**PROBLEM STATEMENT:** Beginning with the first line of the data below, reproduce every line unchanged, ending with the line that holds "import React from".

**DATA LINES:**
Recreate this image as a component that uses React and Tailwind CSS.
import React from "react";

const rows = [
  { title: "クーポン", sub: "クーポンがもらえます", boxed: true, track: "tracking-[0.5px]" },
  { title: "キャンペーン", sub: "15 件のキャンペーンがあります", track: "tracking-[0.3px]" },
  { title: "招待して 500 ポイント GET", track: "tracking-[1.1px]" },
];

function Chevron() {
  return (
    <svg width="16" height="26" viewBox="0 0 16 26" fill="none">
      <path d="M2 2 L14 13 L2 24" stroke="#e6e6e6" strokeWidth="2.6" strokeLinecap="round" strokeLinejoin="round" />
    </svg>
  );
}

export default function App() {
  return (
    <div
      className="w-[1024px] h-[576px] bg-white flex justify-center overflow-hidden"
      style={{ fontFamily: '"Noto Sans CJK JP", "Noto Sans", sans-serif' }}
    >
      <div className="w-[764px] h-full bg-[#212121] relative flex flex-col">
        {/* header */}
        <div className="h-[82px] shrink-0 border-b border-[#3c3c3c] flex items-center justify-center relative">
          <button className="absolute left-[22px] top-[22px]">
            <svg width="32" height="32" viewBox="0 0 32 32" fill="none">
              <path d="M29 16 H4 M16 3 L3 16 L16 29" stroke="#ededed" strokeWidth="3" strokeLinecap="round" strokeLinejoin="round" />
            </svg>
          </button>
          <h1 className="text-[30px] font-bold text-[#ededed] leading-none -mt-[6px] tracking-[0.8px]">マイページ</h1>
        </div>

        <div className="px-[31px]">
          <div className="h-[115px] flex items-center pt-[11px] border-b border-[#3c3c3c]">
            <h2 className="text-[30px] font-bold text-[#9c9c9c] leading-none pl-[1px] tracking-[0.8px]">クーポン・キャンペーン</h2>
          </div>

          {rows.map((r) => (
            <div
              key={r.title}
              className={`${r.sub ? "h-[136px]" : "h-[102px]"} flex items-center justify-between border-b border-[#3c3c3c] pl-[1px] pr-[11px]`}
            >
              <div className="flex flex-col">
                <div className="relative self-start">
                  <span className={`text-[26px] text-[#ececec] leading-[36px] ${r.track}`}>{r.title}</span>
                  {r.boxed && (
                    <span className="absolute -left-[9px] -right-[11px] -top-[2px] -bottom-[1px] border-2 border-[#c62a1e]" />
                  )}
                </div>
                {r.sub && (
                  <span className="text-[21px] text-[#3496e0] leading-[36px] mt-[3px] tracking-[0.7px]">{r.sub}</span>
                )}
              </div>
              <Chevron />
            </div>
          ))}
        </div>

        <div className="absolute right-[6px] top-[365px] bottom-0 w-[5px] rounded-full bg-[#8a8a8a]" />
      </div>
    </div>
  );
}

**ANSWER TO THE PROBLEM:**
Recreate this image as a component that uses React and Tailwind CSS.
import React from "react";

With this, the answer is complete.